Tuesday, March 11, 2008

David Paterson To Become The Latest African American To Become Governor As Eliot Spitzer Faces Impeachment Unless He Resigns

Black History Spills Into March With Our (Soon-to-be) Four Governors

Now that New York Governor Eliot Spitzer is in talks with Lt. Governor David Paterson to transfer gubernatorial power to the legally blind, former Harlem state senator, we thought it was odd that the media kept saying that Paterson would be the fourth African American governor to serve.

We knew of Virginia's Douglas Wilder and Massachusetts' Deval Patrick, but who else was left?

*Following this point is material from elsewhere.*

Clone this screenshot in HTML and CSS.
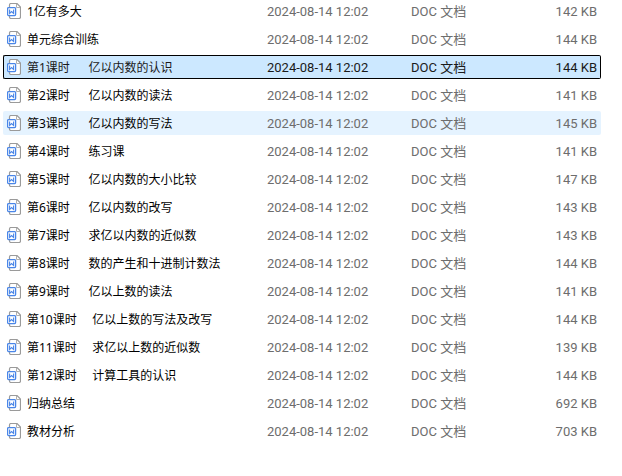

Well, meet the first to serve with this distinctive title, Pinckney Benton Stewart Pinchback.

Pinckney Benton Stewart Pinchback (May 10, 1837 – December 21, 1921) was the first African American to become governor of a U.S. state. He was also the first non-white (biracial) governor of Louisiana. Pinchback, a Republican, served as the governor of Louisiana for thirty-five days, from December 9, 1872, to January 13, 1873.

Nicholas Lemann, in Redemption: The Last Battle of the Civil War, described Pinchback as "an outsized figure: newspaper publisher, gambler, orator, speculator, dandy, mountebank -- served for a few months as the state's governor and claimed seats in both houses of Congress following disputed elections but could not persuade the members of either to seat him."[1]

Pinchback was born in Macon, Georgia (Bibb County), to a white planter (William Pinchback) and his former slave, Eliza Stewart. Known as "Pinckney Benton Stewart," he was educated at the Gilmore High School in Cincinnati. After his father died in 1848, he left Cincinnati because he feared that his paternal relatives might try to force him into slavery. He worked as a hotel porter and barber in Terre Haute, Indiana.

In 1860, while in Indiana, Pinchback, 23, married then 16-year-old Nina Emily. They had two daughters and four sons.

During the Civil War, Pinchback traveled to Louisiana and became captain of the Union Army's Company A, 1st Louisiana Native Guards (later reformed as the 74th U. S. Colored Infantry Regiment).

After the war, he became active in the Republican Party and participated in Reconstruction state conventions. In 1868, Pinchback organized the Fourth Ward Republican Club in New Orleans. That same year, he was elected as a Louisiana state senator, where he became the state Senate president pro tempore. In 1871 he became acting lieutenant governor upon the death of Oscar Dunn, the first elected African American lieutenant governor of a U.S. state.

In 1872, the incumbent Republican governor Henry Clay Warmoth, was impeached and convicted, removing him from office. Pinchback, as lieutenant governor, succeeded as governor on December 9.

Also in 1872, at a national convention of African-American politicians, Pinchbank had a public disagreement with Jeremiah Haralson of Alabama. James T. Rapier (also of Alabama) submitted a motion that the convention condemn all Republicans who had opposed President Grant in that year's election.[2] Haralson supported the motion, but Pinchback opposed it because it would include Senator Charles Sumner of Massachusetts, a lifelong anti-slavery fighter whom Pinchback felt African-Americans should laud.

After his brief governorship, Pinchback remained active in politics and public service. He was elected to both the U.S. House of Representatives and the U.S. Senate, but both elections were contested, and his Democratic opponents were seated instead. Pinchback served on the Louisiana State Board of Education and was instrumental in establishing the predominantly black Southern University in New Orleans in 1880 (later relocated to Baton Rouge in 1914). He was a member of Southern University's board of trustees.

In 1882, Republican President Chester Alan Arthur named Pinchback as surveyor of customs in New Orleans. In 1885, he studied law at Straight University, (which was closed in 1934) in New Orleans. He was admitted to the bar in 1886, and later moved to New York City where he was a federal marshal, and then to Washington, D.C. where he practiced law.

Pinchback died in Washington in 1921 and was interred in Metairie Cemetery near New Orleans even though the cemetery at the time was segregated and deemed to be exclusively for whites.